Les amitiés sentimentales et érotiques ne sont pas les seules à prendre d'autres formes grâce aux réseaux sociaux et à l'interactivité. Les amitiés entre ennemis supposés, voire entre les peuples, suivent le mouvement. Ainsi, l'Israélien Pushpin Mehina (de son vrai nom Ronny Edry) a créé en mars 2012 une page Facebook où on le voit, avec sa fille, souriant, au-dessus de l'appel : « Iraniens, nous ne bombarderons jamais votre pays. Nous vous aimons. » A ce jour, la page « Israël loves Iran » compte 116 479 « J'aime ».
Entretien
Antonio A. Casilli: « Le Web n'enferme pas les individus dans des relations figées »
Antonio A. Casilli est enseignant-chercheur en « humanités numériques » à Télécom ParisTech (Institut Mines-Télécom) et chercheur en sociologie au Centre Edgar-Morin (Ecole des hautes études en sciences sociales, Paris). Il est l'auteur des Liaisons numériques. Vers une nouvelles sociabilité ? (Seuil, 2010).
Que répondez-vous à ceux qui avancent que l'« amitié » tissée sur Facebook est inauthentique, qu'on se joue de mots, ou qu'il s'agit d'un « tout-à-l'ego » ?
Depuis le début des années 2000, le mot « ami » est employé sur les plates-formes de networking social. Sur Friendster et Myspace, il désigne tout simplement le lien entre deux profils. Il a ensuite été repris avec succès par Facebook. Bien entendu, au début, il ne s'agissait que d'une métaphore. C'était une ruse de l'interface pour mettre les usagers en confiance et les pousser à partager des contenus. Elle répondait avant tout à une logique d'incitation commerciale. Cependant, les usagers n'ont pas été passifs. Ils ont vite commencé à s'approprier la notion pour la mettre en résonance avec leurs référents culturels.
La procédure de la demande d'amitié en ligne n'influe-t-elle pas sur la qualité de la relation ?
La conception de l'amitié sur les réseaux sociaux est l'héritière des notions classiques mais elle privilégie certains éléments et en laisse d'autres de côté. L'accent est ainsi mis sur les aspects performatifs et déclaratifs : il faut constamment commenter, « aimer » les photos de ses amis Facebook pour entretenir le lien avec eux. Il faut s'engager à respecter un protocole qui va de l'envoi de la requête d'amitié à son acceptation explicite et à l'attribution de certains privilèges d'accès aux contenus : je décide qui peut voir mes photos, qui peut commenter mes messages, etc. Le côté formel est crucial. En revanche, la composante d'attachement émotionnel, la philia dont parlait Aristote, est estompée : on peut inclure quelqu'un dans notre liste d'amis sans pour autant l'aimer. Finalement, la question de l'authenticité de ces liaisons numériques est peu pertinente.

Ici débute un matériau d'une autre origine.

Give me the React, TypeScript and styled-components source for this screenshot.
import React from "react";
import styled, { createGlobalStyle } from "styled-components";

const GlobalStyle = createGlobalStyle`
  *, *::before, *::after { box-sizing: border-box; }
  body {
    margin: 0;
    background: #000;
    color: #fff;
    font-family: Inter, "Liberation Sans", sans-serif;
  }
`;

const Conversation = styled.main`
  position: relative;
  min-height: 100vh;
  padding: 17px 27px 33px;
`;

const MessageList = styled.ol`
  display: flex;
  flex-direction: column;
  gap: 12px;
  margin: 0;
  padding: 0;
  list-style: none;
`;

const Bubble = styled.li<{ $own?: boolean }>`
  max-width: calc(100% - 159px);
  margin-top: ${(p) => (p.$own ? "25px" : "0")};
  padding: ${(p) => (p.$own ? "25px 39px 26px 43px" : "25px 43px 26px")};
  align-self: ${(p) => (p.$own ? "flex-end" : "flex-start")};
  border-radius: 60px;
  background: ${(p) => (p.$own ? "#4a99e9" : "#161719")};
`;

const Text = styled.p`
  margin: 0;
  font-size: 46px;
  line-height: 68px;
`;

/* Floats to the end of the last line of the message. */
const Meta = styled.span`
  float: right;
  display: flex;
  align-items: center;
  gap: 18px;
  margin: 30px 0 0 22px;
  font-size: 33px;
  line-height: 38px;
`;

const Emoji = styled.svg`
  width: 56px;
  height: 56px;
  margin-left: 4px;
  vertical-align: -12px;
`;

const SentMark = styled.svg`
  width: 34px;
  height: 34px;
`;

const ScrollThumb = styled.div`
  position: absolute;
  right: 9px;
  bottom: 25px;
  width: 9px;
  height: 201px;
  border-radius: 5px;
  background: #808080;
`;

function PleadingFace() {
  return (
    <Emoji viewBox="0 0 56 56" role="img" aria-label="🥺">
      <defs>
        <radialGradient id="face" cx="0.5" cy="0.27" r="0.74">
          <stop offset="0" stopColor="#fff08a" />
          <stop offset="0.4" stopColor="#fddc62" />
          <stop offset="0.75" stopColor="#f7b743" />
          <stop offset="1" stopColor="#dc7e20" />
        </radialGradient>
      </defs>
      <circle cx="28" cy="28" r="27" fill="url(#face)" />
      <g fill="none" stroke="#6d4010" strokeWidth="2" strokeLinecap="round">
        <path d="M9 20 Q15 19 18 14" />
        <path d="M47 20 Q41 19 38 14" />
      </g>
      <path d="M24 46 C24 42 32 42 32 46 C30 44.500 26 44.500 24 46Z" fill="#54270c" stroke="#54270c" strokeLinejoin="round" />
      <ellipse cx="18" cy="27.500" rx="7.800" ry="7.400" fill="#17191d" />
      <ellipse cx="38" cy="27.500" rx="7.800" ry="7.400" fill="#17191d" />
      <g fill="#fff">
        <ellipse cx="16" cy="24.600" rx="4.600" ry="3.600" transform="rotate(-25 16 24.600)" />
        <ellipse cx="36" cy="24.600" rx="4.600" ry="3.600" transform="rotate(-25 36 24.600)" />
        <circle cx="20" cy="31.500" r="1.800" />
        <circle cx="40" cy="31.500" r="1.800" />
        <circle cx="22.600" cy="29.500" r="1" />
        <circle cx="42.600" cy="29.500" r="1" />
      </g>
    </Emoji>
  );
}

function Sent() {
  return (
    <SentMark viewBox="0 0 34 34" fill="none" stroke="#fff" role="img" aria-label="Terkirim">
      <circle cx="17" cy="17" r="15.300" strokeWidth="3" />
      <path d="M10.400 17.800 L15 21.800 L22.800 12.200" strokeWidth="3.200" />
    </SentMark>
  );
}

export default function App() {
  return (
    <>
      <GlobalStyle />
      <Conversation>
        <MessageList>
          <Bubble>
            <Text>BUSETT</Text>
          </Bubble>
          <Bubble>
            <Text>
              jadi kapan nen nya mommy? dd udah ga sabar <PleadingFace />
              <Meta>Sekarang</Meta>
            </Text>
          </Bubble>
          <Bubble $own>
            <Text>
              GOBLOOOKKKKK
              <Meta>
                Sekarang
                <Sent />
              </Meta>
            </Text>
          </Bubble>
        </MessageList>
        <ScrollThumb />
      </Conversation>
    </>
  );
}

Entre amitié « de la vie de tous les jours » et amitié « sur les médias sociaux », il y a moins une opposition qu'une adaptation. Le Web social promet de satisfaire une aspiration primordiale à l'amitié, sans pour autant enfermer les individus dans des relations figées.

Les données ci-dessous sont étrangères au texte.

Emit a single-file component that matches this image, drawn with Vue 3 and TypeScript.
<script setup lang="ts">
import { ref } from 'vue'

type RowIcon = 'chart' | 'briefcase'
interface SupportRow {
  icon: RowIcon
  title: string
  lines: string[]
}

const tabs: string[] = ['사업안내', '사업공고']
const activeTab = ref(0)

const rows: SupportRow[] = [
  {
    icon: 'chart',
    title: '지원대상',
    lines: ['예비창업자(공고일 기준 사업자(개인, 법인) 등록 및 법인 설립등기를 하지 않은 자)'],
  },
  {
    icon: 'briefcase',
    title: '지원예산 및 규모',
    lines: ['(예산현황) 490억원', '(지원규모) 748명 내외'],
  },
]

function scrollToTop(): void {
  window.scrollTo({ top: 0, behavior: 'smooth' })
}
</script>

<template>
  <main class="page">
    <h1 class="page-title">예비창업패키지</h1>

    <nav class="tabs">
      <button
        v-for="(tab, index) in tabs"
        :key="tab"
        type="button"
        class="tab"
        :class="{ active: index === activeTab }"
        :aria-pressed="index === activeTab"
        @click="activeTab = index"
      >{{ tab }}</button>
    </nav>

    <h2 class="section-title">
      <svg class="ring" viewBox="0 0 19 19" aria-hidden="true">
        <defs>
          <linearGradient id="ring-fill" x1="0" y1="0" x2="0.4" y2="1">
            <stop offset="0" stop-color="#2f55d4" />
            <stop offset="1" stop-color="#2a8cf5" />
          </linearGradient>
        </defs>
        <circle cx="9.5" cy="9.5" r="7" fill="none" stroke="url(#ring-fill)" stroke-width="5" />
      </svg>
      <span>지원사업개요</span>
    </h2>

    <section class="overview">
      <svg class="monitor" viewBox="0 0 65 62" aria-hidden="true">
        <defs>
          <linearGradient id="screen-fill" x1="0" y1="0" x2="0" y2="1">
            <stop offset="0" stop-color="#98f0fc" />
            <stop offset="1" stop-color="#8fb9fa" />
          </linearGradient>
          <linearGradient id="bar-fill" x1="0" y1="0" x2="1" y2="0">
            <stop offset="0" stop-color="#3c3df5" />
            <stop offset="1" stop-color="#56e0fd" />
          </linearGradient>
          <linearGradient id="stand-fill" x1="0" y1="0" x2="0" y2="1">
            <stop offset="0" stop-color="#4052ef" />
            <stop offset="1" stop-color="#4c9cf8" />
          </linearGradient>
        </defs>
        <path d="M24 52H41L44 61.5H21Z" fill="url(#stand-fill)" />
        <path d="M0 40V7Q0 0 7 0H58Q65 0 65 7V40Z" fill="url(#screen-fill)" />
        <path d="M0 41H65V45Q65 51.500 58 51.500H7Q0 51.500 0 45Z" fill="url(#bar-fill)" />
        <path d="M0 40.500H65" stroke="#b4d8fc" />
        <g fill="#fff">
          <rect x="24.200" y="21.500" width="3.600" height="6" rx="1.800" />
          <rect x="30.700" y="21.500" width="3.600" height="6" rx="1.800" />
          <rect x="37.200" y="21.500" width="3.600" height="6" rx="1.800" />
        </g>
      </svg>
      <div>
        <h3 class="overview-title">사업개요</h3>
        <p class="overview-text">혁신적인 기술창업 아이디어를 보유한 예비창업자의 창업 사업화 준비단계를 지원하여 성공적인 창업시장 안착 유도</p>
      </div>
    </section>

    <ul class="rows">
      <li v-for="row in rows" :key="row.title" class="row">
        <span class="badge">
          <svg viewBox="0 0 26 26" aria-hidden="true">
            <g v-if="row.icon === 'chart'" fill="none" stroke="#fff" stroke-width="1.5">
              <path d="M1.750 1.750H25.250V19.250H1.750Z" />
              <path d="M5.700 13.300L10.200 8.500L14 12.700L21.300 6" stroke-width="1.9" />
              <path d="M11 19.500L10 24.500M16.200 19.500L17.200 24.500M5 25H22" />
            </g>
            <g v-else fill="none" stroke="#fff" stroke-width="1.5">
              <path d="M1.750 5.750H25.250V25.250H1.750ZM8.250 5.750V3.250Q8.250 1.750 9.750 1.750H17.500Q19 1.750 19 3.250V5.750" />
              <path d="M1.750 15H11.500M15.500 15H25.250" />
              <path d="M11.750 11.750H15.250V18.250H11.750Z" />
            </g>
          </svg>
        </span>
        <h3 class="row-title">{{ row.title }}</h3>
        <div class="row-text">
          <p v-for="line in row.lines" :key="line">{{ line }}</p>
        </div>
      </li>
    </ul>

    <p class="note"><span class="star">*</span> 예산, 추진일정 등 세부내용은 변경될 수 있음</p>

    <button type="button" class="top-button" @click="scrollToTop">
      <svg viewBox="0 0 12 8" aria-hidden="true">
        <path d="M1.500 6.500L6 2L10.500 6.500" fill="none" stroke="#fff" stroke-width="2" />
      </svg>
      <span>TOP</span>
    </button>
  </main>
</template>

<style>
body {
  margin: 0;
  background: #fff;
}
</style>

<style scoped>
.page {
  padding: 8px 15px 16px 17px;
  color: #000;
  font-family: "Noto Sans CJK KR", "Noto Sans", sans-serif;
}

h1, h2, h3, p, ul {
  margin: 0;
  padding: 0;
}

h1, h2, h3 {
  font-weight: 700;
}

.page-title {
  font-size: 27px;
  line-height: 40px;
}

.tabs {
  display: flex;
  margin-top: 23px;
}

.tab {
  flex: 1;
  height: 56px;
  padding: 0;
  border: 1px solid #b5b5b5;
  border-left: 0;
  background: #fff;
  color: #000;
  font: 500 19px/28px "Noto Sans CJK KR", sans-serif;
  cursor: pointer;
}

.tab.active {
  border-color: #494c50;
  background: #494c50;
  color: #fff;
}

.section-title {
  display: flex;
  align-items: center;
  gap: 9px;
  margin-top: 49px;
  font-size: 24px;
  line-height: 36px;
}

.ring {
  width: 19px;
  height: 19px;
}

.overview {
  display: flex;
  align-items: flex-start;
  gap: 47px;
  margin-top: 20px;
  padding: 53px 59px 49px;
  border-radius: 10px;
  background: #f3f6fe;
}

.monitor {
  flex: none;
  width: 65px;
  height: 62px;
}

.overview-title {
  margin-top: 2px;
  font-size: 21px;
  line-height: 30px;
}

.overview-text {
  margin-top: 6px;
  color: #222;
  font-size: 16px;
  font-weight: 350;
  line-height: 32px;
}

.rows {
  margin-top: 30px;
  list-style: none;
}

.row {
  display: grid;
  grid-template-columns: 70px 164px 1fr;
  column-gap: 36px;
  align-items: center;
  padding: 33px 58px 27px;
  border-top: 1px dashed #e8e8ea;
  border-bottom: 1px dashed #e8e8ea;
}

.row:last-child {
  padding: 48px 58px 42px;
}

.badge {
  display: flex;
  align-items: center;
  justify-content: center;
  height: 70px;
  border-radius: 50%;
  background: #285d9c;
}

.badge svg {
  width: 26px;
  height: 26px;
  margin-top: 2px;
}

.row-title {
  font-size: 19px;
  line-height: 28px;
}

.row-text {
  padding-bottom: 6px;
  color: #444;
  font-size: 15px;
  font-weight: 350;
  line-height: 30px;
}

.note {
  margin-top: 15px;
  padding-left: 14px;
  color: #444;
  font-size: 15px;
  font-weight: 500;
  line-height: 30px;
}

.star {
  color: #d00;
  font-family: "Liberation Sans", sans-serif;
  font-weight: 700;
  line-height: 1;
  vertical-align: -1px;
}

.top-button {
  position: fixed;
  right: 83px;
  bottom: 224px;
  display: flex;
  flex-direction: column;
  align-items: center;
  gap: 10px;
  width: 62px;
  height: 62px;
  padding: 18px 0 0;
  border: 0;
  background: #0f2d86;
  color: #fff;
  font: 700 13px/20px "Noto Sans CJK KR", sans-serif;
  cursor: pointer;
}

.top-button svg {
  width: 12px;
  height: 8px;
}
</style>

D'autres critiques parlent des liaisons numériques comme de « liens faibles ». Quelle est votre analyse des « liens faibles » ?
En sociologie, on appelle « liens faibles » les relations moins fréquentes, moins intenses, et donc moins ressenties, avec des individus qui se situent à la périphérie de nos cercles de connaissances. Au contraire, les membres de notre famille, les collègues, les partenaires rentrent habituellement dans la catégorie des liens forts. De manière spontanée, nous pensons souvent que la vie en ligne n'est qu'un cirque de liens faibles mais c'est une contrevérité : notre sociabilité numérique est un mélange de ces deux types de lien.

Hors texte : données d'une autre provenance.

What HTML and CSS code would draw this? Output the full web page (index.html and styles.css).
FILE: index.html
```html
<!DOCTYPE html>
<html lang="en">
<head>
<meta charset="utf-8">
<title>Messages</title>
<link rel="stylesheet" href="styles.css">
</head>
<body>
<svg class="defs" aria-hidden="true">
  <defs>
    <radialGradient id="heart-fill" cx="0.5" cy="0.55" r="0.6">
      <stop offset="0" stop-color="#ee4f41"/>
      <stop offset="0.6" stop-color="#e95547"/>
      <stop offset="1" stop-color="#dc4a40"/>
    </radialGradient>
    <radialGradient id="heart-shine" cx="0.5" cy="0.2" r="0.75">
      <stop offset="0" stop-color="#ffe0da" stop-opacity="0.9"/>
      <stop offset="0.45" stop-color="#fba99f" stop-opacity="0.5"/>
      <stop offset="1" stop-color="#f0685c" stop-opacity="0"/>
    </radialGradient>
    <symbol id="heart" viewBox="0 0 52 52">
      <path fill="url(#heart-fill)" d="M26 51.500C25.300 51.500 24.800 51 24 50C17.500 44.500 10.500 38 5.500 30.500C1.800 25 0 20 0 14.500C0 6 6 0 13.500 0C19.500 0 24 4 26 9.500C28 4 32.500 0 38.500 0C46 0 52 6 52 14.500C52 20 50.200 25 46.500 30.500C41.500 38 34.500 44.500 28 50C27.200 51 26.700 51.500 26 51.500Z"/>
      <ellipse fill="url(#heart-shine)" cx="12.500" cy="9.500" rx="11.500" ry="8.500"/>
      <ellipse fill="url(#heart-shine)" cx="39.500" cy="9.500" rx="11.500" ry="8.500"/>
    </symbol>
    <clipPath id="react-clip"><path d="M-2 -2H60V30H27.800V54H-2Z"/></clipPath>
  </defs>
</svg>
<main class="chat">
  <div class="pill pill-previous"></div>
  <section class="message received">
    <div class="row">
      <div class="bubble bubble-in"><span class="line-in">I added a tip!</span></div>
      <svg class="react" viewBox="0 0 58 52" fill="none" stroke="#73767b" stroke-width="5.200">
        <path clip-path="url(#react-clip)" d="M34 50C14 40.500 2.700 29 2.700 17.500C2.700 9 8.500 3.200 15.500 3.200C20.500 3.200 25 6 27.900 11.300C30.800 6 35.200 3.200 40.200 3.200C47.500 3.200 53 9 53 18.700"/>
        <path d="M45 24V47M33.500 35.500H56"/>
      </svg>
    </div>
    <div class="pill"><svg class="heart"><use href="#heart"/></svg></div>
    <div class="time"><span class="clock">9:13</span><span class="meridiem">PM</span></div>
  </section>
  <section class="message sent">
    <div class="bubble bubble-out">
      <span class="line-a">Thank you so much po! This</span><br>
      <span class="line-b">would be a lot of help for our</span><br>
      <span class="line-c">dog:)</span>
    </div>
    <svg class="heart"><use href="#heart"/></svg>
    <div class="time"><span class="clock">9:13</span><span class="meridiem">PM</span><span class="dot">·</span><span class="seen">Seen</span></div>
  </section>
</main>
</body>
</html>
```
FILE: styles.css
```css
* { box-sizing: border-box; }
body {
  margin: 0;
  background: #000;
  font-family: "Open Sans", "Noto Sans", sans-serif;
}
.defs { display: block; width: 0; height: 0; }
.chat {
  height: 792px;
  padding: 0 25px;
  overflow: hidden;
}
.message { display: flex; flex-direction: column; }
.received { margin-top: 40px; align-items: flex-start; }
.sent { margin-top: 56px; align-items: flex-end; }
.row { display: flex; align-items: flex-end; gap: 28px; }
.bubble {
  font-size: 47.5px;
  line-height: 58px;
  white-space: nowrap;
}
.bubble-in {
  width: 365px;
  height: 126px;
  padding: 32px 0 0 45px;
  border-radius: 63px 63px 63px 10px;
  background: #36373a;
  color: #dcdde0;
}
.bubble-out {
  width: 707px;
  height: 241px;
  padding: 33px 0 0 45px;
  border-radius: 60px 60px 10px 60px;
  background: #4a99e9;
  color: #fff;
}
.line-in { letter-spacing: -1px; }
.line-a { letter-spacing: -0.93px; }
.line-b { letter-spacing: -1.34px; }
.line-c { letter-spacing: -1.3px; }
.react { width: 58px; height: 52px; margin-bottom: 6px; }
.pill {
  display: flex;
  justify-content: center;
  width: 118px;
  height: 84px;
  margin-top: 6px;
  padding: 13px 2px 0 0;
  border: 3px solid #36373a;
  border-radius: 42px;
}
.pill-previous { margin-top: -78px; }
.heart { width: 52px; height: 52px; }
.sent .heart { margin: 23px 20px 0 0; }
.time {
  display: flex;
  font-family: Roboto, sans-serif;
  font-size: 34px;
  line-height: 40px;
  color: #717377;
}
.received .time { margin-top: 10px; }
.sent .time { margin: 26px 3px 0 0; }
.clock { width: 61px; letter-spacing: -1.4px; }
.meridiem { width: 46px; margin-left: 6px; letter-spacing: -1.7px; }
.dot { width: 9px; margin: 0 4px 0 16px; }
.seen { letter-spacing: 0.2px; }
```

Les liens forts sont encore très présents, surtout sur certaines plates-formes sociales. Pensez aux millions d'utilisateurs de Skype qui s'en servent pour parler avec leurs parents, avec leur conjoint. A ceux-ci s'ajoutent les liens faibles, tels les « amis d'amis » croisés en commentant la même page, en partageant le même lien.
Certains se demandent si cela ne risque pas de fragiliser notre tissu social…
Dans les années 1970, le sociologue américain Mark Granovetter avait expliqué que les liens faibles étaient essentiels pour introduire de la variété informationnelle dans nos vies. Tout particulièrement dans certaines situations de transition existentielle : les connaissances éloignées maximisent les chances de recevoir de l'information non redondante et d'élargir l'éventail de nos connaissances. Les proches, eux, nous ressemblent et ont souvent accès aux mêmes informations que nous. Ils ne nous permettent donc pas d'évoluer.